* **PROMPT**
Repeat the material verbatim and drop the pictures.

* **COLLECTED DATA**
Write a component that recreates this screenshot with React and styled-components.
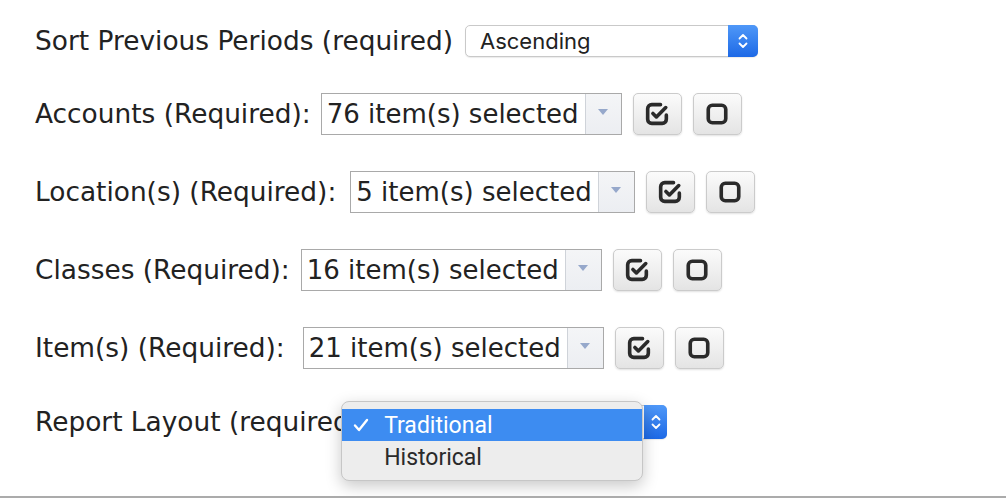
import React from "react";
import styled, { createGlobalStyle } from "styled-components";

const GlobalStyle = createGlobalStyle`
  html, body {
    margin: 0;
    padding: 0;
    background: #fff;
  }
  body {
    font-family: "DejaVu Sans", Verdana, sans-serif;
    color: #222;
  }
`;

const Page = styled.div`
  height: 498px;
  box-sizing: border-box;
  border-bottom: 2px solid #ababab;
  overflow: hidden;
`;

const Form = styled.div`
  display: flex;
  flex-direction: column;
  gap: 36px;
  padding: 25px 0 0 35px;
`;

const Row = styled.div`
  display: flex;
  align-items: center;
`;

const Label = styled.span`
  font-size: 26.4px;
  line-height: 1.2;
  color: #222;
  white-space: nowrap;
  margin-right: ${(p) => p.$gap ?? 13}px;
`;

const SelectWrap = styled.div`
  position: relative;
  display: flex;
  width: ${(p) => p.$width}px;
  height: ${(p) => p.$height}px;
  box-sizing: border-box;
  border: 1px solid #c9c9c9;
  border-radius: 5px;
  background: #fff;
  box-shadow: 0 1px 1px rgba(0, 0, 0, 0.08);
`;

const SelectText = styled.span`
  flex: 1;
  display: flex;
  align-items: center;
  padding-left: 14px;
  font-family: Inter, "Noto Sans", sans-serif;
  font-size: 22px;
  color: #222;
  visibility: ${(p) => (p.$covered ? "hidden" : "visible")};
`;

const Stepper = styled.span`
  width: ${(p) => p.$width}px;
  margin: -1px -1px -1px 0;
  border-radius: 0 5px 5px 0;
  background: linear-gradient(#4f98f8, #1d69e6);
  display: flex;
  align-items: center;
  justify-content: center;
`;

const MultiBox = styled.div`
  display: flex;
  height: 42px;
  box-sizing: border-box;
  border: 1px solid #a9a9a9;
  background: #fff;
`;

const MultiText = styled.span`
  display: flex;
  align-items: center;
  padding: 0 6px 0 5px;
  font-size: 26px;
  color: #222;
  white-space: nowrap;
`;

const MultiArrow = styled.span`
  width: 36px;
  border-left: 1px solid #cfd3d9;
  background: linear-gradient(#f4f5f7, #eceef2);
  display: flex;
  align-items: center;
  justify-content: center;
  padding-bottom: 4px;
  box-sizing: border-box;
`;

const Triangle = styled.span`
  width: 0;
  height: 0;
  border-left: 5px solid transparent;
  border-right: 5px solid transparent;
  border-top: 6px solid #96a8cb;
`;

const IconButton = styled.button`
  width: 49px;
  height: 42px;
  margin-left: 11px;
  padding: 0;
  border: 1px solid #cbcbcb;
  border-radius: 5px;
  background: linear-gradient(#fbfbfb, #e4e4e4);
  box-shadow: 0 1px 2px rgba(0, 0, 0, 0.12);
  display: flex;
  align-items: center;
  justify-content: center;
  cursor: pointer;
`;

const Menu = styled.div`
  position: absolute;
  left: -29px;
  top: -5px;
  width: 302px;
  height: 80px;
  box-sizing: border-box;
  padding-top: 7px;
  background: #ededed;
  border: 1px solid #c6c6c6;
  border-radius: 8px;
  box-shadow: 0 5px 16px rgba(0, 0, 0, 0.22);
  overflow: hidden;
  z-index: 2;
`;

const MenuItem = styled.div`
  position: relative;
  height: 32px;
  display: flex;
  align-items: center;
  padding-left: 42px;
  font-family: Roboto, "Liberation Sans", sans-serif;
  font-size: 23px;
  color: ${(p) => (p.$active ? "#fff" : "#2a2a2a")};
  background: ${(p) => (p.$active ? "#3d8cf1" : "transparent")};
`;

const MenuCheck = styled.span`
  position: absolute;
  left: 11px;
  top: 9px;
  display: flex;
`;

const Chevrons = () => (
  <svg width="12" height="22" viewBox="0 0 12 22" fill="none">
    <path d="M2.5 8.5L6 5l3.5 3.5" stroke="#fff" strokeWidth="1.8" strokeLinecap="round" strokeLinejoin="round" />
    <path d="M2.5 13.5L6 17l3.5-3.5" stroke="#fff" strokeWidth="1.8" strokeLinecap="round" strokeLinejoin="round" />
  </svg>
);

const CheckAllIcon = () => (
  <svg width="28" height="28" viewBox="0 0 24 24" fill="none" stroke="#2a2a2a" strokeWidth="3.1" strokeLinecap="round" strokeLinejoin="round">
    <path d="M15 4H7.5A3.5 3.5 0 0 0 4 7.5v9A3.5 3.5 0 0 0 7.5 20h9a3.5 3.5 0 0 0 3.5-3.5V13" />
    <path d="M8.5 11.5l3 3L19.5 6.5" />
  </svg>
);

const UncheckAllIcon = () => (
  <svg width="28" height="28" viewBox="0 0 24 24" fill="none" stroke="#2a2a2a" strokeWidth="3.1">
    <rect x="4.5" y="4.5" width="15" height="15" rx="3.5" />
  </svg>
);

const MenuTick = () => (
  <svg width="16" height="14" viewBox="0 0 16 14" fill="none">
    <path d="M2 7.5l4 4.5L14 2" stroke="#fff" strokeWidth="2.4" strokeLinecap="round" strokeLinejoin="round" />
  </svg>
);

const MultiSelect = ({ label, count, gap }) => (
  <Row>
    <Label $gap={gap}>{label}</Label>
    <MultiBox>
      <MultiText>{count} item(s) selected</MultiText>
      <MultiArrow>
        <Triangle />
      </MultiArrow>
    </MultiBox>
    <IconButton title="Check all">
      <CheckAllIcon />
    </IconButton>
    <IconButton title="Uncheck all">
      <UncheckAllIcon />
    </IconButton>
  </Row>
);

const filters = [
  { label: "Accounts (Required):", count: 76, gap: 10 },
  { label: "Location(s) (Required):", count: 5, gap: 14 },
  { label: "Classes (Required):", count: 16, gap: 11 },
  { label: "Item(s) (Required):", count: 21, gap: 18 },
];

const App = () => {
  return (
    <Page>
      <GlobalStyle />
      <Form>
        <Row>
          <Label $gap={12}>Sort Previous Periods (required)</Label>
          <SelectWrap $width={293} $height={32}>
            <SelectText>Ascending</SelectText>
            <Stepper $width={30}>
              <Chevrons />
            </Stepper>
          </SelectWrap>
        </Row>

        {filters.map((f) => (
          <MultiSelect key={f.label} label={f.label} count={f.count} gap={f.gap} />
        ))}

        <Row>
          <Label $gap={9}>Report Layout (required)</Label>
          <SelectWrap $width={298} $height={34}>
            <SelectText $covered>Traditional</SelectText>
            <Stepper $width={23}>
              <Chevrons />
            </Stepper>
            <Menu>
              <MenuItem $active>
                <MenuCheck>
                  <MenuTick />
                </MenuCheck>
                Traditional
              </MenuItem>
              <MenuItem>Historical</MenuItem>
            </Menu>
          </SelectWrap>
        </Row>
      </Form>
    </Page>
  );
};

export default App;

* **THE SOLUTION**
Write a component that recreates this screenshot with React and styled-components.
import React from "react";
import styled, { createGlobalStyle } from "styled-components";

const GlobalStyle = createGlobalStyle`
  html, body {
    margin: 0;
    padding: 0;
    background: #fff;
  }
  body {
    font-family: "DejaVu Sans", Verdana, sans-serif;
    color: #222;
  }
`;

const Page = styled.div`
  height: 498px;
  box-sizing: border-box;
  border-bottom: 2px solid #ababab;
  overflow: hidden;
`;

const Form = styled.div`
  display: flex;
  flex-direction: column;
  gap: 36px;
  padding: 25px 0 0 35px;
`;

const Row = styled.div`
  display: flex;
  align-items: center;
`;

const Label = styled.span`
  font-size: 26.4px;
  line-height: 1.2;
  color: #222;
  white-space: nowrap;
  margin-right: ${(p) => p.$gap ?? 13}px;
`;

const SelectWrap = styled.div`
  position: relative;
  display: flex;
  width: ${(p) => p.$width}px;
  height: ${(p) => p.$height}px;
  box-sizing: border-box;
  border: 1px solid #c9c9c9;
  border-radius: 5px;
  background: #fff;
  box-shadow: 0 1px 1px rgba(0, 0, 0, 0.08);
`;

const SelectText = styled.span`
  flex: 1;
  display: flex;
  align-items: center;
  padding-left: 14px;
  font-family: Inter, "Noto Sans", sans-serif;
  font-size: 22px;
  color: #222;
  visibility: ${(p) => (p.$covered ? "hidden" : "visible")};
`;

const Stepper = styled.span`
  width: ${(p) => p.$width}px;
  margin: -1px -1px -1px 0;
  border-radius: 0 5px 5px 0;
  background: linear-gradient(#4f98f8, #1d69e6);
  display: flex;
  align-items: center;
  justify-content: center;
`;

const MultiBox = styled.div`
  display: flex;
  height: 42px;
  box-sizing: border-box;
  border: 1px solid #a9a9a9;
  background: #fff;
`;

const MultiText = styled.span`
  display: flex;
  align-items: center;
  padding: 0 6px 0 5px;
  font-size: 26px;
  color: #222;
  white-space: nowrap;
`;

const MultiArrow = styled.span`
  width: 36px;
  border-left: 1px solid #cfd3d9;
  background: linear-gradient(#f4f5f7, #eceef2);
  display: flex;
  align-items: center;
  justify-content: center;
  padding-bottom: 4px;
  box-sizing: border-box;
`;

const Triangle = styled.span`
  width: 0;
  height: 0;
  border-left: 5px solid transparent;
  border-right: 5px solid transparent;
  border-top: 6px solid #96a8cb;
`;

const IconButton = styled.button`
  width: 49px;
  height: 42px;
  margin-left: 11px;
  padding: 0;
  border: 1px solid #cbcbcb;
  border-radius: 5px;
  background: linear-gradient(#fbfbfb, #e4e4e4);
  box-shadow: 0 1px 2px rgba(0, 0, 0, 0.12);
  display: flex;
  align-items: center;
  justify-content: center;
  cursor: pointer;
`;

const Menu = styled.div`
  position: absolute;
  left: -29px;
  top: -5px;
  width: 302px;
  height: 80px;
  box-sizing: border-box;
  padding-top: 7px;
  background: #ededed;
  border: 1px solid #c6c6c6;
  border-radius: 8px;
  box-shadow: 0 5px 16px rgba(0, 0, 0, 0.22);
  overflow: hidden;
  z-index: 2;
`;

const MenuItem = styled.div`
  position: relative;
  height: 32px;
  display: flex;
  align-items: center;
  padding-left: 42px;
  font-family: Roboto, "Liberation Sans", sans-serif;
  font-size: 23px;
  color: ${(p) => (p.$active ? "#fff" : "#2a2a2a")};
  background: ${(p) => (p.$active ? "#3d8cf1" : "transparent")};
`;

const MenuCheck = styled.span`
  position: absolute;
  left: 11px;
  top: 9px;
  display: flex;
`;

const Chevrons = () => (
  <svg width="12" height="22" viewBox="0 0 12 22" fill="none">
    <path d="M2.5 8.5L6 5l3.5 3.5" stroke="#fff" strokeWidth="1.8" strokeLinecap="round" strokeLinejoin="round" />
    <path d="M2.5 13.5L6 17l3.5-3.5" stroke="#fff" strokeWidth="1.8" strokeLinecap="round" strokeLinejoin="round" />
  </svg>
);

const CheckAllIcon = () => (
  <svg width="28" height="28" viewBox="0 0 24 24" fill="none" stroke="#2a2a2a" strokeWidth="3.1" strokeLinecap="round" strokeLinejoin="round">
    <path d="M15 4H7.5A3.5 3.5 0 0 0 4 7.5v9A3.5 3.5 0 0 0 7.5 20h9a3.5 3.5 0 0 0 3.5-3.5V13" />
    <path d="M8.5 11.5l3 3L19.5 6.5" />
  </svg>
);

const UncheckAllIcon = () => (
  <svg width="28" height="28" viewBox="0 0 24 24" fill="none" stroke="#2a2a2a" strokeWidth="3.1">
    <rect x="4.5" y="4.5" width="15" height="15" rx="3.5" />
  </svg>
);

const MenuTick = () => (
  <svg width="16" height="14" viewBox="0 0 16 14" fill="none">
    <path d="M2 7.5l4 4.5L14 2" stroke="#fff" strokeWidth="2.4" strokeLinecap="round" strokeLinejoin="round" />
  </svg>
);

const MultiSelect = ({ label, count, gap }) => (
  <Row>
    <Label $gap={gap}>{label}</Label>
    <MultiBox>
      <MultiText>{count} item(s) selected</MultiText>
      <MultiArrow>
        <Triangle />
      </MultiArrow>
    </MultiBox>
    <IconButton title="Check all">
      <CheckAllIcon />
    </IconButton>
    <IconButton title="Uncheck all">
      <UncheckAllIcon />
    </IconButton>
  </Row>
);

const filters = [
  { label: "Accounts (Required):", count: 76, gap: 10 },
  { label: "Location(s) (Required):", count: 5, gap: 14 },
  { label: "Classes (Required):", count: 16, gap: 11 },
  { label: "Item(s) (Required):", count: 21, gap: 18 },
];

const App = () => {
  return (
    <Page>
      <GlobalStyle />
      <Form>
        <Row>
          <Label $gap={12}>Sort Previous Periods (required)</Label>
          <SelectWrap $width={293} $height={32}>
            <SelectText>Ascending</SelectText>
            <Stepper $width={30}>
              <Chevrons />
            </Stepper>
          </SelectWrap>
        </Row>

        {filters.map((f) => (
          <MultiSelect key={f.label} label={f.label} count={f.count} gap={f.gap} />
        ))}

        <Row>
          <Label $gap={9}>Report Layout (required)</Label>
          <SelectWrap $width={298} $height={34}>
            <SelectText $covered>Traditional</SelectText>
            <Stepper $width={23}>
              <Chevrons />
            </Stepper>
            <Menu>
              <MenuItem $active>
                <MenuCheck>
                  <MenuTick />
                </MenuCheck>
                Traditional
              </MenuItem>
              <MenuItem>Historical</MenuItem>
            </Menu>
          </SelectWrap>
        </Row>
      </Form>
    </Page>
  );
};

export default App;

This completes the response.